● EXERCISE INSTRUCTIONS
Scan the data below and pick out the lines containing the word "this".

● MATERIAL FOR THE TASK
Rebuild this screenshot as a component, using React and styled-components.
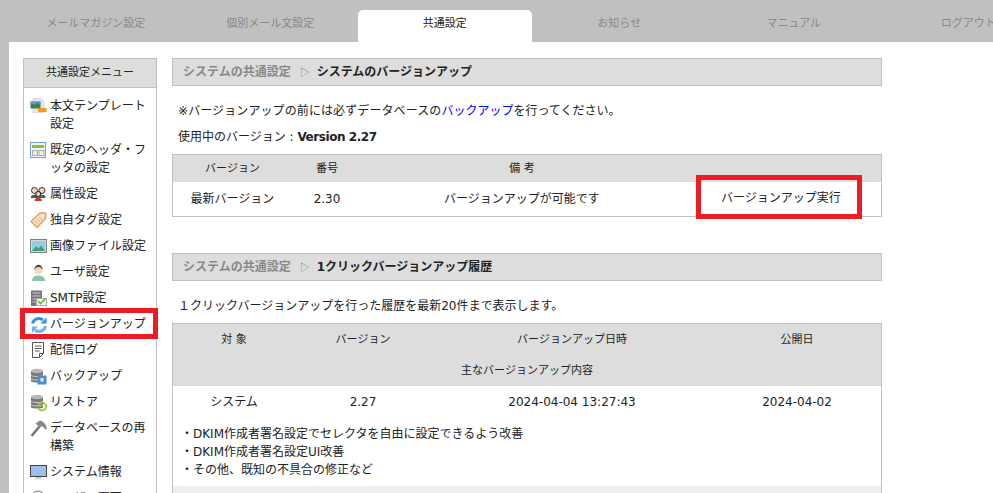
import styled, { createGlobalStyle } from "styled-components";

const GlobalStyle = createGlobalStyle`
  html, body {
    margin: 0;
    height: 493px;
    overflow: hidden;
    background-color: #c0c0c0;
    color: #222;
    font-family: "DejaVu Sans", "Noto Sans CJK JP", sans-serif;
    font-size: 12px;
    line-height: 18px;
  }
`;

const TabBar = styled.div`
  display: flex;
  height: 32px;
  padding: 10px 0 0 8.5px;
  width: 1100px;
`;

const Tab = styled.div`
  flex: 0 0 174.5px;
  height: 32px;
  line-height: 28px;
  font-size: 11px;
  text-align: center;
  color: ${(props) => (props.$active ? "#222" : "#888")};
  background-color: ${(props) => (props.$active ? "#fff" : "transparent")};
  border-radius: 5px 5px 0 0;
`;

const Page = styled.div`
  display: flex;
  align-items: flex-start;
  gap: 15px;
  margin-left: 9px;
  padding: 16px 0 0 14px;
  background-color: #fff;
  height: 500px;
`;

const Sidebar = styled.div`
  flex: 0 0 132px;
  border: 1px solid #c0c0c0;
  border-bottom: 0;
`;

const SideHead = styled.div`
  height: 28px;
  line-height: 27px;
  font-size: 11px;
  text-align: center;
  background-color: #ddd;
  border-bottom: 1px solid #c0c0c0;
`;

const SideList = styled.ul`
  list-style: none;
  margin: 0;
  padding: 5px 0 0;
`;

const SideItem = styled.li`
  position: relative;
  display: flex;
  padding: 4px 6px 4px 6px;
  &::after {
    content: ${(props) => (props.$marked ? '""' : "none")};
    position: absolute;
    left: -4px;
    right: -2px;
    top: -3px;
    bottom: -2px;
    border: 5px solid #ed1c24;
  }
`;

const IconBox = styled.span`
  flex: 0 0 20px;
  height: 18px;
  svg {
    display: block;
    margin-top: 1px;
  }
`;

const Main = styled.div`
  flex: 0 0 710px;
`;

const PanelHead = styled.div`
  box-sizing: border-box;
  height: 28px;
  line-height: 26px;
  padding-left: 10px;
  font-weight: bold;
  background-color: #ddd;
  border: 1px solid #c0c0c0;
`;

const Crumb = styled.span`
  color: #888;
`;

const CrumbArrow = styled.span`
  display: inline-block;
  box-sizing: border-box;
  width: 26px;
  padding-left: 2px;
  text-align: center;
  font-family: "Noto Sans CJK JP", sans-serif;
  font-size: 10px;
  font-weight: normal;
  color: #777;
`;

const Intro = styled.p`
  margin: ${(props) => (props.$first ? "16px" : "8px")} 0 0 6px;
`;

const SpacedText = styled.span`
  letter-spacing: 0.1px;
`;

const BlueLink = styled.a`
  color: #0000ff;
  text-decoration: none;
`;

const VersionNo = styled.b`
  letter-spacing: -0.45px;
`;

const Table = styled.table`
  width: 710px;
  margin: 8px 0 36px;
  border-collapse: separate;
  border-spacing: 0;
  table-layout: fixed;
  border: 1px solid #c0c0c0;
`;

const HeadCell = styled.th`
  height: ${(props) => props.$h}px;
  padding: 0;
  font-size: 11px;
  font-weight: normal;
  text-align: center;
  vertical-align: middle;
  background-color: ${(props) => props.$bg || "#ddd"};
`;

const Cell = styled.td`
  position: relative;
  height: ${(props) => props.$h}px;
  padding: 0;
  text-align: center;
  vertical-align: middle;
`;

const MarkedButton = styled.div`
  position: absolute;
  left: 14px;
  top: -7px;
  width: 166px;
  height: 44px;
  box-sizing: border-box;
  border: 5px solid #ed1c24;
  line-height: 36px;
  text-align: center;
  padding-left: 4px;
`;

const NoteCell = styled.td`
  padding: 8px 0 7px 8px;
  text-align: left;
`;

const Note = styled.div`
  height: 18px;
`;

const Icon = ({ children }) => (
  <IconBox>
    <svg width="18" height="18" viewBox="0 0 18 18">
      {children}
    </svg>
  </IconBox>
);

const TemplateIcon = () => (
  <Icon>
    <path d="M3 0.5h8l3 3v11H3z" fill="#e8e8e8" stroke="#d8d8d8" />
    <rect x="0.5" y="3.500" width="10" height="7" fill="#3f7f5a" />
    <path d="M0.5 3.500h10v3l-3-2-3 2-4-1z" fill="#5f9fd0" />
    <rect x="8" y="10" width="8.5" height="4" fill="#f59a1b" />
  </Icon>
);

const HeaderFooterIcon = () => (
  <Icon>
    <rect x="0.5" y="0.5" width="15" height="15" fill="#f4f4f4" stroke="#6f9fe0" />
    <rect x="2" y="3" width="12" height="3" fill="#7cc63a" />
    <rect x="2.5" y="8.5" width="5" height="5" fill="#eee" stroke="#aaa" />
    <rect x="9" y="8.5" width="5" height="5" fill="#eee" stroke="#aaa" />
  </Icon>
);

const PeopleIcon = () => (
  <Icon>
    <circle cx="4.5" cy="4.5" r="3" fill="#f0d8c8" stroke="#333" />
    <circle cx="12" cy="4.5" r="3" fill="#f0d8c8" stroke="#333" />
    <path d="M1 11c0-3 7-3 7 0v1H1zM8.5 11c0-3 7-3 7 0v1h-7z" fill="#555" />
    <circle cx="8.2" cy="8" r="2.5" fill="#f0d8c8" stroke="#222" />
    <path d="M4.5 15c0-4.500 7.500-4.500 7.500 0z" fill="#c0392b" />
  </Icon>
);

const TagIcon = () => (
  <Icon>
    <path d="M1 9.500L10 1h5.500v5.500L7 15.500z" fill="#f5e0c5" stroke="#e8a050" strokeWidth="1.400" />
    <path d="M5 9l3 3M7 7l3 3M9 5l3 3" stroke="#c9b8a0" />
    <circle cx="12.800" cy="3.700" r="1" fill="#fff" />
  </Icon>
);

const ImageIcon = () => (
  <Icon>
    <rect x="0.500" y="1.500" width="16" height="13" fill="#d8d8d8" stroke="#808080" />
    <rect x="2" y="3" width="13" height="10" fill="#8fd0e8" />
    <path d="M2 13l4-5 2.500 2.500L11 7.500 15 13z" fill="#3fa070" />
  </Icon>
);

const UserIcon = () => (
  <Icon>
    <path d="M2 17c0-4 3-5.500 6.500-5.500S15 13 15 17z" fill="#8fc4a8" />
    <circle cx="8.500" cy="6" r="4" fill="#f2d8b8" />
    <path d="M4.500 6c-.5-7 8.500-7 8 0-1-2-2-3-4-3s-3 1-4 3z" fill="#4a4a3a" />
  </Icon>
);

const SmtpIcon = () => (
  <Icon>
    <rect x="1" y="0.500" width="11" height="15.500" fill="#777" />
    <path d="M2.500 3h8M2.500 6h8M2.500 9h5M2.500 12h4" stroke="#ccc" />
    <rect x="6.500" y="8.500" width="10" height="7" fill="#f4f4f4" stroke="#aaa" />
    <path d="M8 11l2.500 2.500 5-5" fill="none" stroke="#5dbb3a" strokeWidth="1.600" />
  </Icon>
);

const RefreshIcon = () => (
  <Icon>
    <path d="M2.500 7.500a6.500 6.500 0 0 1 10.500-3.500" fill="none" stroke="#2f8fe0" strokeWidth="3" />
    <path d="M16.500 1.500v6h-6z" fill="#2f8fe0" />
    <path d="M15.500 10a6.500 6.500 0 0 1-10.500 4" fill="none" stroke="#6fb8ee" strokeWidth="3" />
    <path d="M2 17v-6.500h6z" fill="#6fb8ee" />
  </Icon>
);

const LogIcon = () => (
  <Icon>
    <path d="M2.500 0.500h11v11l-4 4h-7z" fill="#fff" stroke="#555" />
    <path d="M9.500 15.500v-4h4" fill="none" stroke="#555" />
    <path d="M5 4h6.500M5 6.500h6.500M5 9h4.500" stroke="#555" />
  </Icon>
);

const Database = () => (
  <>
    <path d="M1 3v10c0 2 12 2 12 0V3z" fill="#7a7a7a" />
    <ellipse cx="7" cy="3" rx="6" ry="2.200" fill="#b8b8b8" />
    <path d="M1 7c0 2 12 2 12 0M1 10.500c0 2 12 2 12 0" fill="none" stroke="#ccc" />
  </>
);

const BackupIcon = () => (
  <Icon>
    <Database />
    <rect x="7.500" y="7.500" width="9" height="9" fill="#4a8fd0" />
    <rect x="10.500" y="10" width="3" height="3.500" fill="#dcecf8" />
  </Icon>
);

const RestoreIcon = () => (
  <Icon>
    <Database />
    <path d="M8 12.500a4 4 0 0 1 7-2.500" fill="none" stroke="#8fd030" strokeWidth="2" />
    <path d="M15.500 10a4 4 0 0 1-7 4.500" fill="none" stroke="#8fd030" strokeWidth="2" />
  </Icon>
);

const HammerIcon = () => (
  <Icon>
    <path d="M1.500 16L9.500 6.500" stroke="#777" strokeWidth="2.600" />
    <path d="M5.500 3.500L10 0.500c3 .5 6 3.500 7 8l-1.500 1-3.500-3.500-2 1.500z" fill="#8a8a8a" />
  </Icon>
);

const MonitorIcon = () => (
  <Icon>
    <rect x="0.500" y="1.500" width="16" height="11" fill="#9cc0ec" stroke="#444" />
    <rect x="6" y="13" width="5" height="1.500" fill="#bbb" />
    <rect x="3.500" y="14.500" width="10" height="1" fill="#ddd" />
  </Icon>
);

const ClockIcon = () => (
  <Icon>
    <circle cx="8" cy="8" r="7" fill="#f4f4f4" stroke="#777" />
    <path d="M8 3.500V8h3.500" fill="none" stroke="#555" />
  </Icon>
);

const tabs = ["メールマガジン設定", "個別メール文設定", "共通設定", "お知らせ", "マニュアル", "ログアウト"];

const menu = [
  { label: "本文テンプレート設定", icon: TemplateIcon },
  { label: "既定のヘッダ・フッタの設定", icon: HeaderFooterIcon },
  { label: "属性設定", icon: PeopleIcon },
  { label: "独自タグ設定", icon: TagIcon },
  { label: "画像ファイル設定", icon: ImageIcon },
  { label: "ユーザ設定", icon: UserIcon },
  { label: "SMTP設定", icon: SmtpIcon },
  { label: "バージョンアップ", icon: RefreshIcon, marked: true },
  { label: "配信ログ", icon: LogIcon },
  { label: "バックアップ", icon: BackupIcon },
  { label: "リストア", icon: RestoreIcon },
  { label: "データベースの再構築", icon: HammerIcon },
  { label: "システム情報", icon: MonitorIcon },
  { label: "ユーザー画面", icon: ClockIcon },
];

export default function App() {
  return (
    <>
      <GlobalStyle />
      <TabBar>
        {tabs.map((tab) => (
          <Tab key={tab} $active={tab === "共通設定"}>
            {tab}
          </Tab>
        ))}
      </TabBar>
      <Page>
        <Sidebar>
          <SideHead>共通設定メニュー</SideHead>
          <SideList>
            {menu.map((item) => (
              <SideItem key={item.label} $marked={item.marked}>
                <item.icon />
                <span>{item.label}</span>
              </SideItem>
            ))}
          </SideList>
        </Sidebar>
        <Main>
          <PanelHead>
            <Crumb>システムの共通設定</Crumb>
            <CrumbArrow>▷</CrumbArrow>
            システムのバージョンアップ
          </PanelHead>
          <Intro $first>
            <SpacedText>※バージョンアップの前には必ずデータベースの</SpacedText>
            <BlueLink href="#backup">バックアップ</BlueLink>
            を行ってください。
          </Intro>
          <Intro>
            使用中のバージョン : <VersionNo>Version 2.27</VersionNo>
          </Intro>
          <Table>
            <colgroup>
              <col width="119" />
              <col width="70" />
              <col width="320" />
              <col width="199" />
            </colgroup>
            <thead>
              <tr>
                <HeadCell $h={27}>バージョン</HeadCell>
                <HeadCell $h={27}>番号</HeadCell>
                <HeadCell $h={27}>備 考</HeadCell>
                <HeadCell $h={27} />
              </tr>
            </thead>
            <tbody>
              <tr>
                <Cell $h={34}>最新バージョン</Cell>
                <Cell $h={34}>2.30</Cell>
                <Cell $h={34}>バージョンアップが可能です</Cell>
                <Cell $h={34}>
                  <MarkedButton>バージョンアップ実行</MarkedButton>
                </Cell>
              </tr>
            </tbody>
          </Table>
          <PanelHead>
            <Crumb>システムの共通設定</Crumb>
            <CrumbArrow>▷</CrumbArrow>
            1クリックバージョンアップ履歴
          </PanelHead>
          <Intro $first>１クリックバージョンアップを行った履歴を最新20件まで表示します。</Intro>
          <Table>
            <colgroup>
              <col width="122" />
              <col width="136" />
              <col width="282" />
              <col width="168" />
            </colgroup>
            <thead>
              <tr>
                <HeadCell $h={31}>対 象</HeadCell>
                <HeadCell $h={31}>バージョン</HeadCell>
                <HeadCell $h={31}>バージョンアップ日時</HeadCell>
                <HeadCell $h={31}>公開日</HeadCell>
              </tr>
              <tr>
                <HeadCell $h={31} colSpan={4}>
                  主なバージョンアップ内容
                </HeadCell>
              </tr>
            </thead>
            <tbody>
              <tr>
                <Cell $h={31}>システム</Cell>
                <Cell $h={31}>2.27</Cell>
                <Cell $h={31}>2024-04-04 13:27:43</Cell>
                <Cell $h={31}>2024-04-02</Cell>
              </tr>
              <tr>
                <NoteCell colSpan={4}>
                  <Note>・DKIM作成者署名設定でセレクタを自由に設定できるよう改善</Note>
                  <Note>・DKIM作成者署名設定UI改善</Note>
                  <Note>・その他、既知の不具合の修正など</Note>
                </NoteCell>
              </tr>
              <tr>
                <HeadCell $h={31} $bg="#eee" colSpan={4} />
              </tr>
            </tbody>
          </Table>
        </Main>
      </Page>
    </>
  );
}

--

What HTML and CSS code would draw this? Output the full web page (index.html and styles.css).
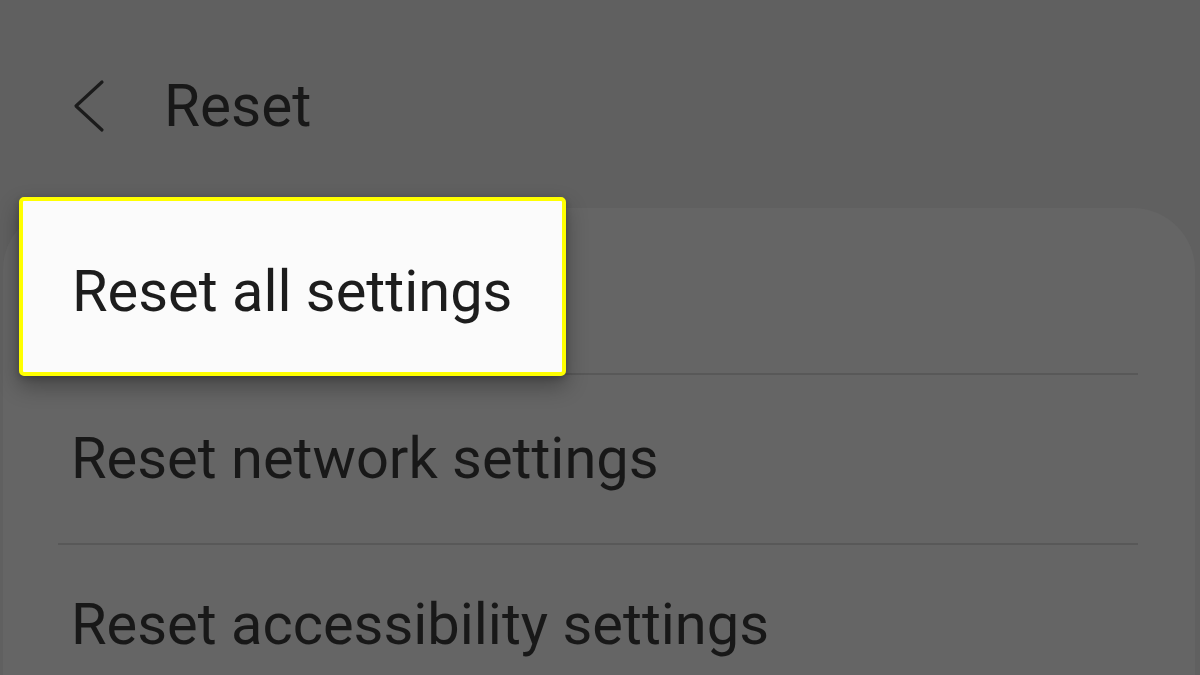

--

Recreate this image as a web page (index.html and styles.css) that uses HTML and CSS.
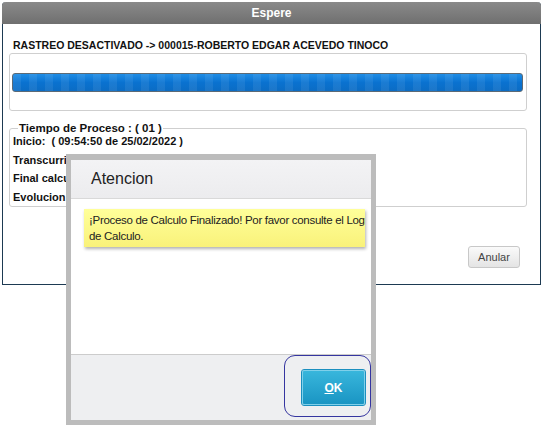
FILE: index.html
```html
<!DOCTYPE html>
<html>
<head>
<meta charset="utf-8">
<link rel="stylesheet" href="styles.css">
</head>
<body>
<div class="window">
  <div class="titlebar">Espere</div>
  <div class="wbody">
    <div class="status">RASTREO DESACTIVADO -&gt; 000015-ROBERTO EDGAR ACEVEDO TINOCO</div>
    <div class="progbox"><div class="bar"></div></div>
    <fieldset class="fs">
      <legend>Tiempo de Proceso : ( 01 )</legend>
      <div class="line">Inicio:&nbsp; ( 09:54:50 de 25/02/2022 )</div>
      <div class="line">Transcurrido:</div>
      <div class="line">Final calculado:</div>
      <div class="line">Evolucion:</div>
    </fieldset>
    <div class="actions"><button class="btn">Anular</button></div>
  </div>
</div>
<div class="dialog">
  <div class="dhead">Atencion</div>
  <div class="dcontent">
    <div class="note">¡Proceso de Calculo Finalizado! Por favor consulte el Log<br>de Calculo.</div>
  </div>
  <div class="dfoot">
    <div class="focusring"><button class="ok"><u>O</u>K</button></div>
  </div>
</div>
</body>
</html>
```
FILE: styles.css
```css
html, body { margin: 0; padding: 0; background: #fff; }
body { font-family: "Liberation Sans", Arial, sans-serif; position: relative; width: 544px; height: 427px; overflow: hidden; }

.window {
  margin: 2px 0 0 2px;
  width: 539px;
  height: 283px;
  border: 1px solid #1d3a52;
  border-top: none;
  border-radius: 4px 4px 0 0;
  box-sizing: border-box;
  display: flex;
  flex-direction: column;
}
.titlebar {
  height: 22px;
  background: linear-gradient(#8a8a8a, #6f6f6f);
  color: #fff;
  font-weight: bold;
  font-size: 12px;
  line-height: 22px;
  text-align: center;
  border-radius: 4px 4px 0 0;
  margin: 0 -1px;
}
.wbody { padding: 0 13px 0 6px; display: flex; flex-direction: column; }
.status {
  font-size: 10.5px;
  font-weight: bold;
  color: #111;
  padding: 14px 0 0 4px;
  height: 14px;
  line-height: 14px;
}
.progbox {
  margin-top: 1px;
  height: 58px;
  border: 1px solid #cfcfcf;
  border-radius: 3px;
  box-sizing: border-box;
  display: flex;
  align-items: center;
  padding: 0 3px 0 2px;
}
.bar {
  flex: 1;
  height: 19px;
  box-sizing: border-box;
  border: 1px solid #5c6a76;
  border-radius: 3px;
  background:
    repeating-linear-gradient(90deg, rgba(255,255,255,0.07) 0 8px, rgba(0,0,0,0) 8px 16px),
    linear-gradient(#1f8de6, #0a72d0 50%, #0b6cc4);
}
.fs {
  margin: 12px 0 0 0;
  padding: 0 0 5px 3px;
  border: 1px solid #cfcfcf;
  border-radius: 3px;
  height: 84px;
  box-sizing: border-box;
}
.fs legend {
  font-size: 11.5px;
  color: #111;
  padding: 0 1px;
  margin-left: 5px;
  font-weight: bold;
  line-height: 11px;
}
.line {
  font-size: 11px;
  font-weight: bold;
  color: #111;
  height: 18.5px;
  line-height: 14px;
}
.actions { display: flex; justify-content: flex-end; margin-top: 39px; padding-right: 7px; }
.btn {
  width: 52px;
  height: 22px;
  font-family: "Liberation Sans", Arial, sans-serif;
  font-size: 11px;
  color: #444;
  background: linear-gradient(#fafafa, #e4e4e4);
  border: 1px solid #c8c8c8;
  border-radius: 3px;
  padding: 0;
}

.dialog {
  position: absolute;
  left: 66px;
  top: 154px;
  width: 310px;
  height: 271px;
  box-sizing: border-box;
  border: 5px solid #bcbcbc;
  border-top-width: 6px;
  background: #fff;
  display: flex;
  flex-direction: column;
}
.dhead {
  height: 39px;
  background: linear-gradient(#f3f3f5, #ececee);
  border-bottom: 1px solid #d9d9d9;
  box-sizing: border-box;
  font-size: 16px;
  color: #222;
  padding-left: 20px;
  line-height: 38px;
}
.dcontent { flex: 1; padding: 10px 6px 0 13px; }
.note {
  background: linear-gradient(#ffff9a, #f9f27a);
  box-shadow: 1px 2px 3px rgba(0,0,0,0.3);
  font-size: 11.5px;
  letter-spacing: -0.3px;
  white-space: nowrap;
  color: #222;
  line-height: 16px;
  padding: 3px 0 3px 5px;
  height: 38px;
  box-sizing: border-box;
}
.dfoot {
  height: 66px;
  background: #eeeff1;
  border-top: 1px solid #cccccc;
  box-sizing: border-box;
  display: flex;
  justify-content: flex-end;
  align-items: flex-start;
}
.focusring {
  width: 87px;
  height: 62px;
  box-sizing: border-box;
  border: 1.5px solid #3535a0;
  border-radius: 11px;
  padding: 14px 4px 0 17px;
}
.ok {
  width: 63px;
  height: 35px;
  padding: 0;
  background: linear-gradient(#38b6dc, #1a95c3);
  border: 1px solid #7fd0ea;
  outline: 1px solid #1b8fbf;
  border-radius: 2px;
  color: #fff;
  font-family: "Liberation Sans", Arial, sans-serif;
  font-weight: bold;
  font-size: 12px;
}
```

● OUTPUT BELOW
Rebuild this screenshot as a component, using React and styled-components.
What HTML and CSS code would draw this? Output the full web page (index.html and styles.css).
Recreate this image as a web page (index.html and styles.css) that uses HTML and CSS.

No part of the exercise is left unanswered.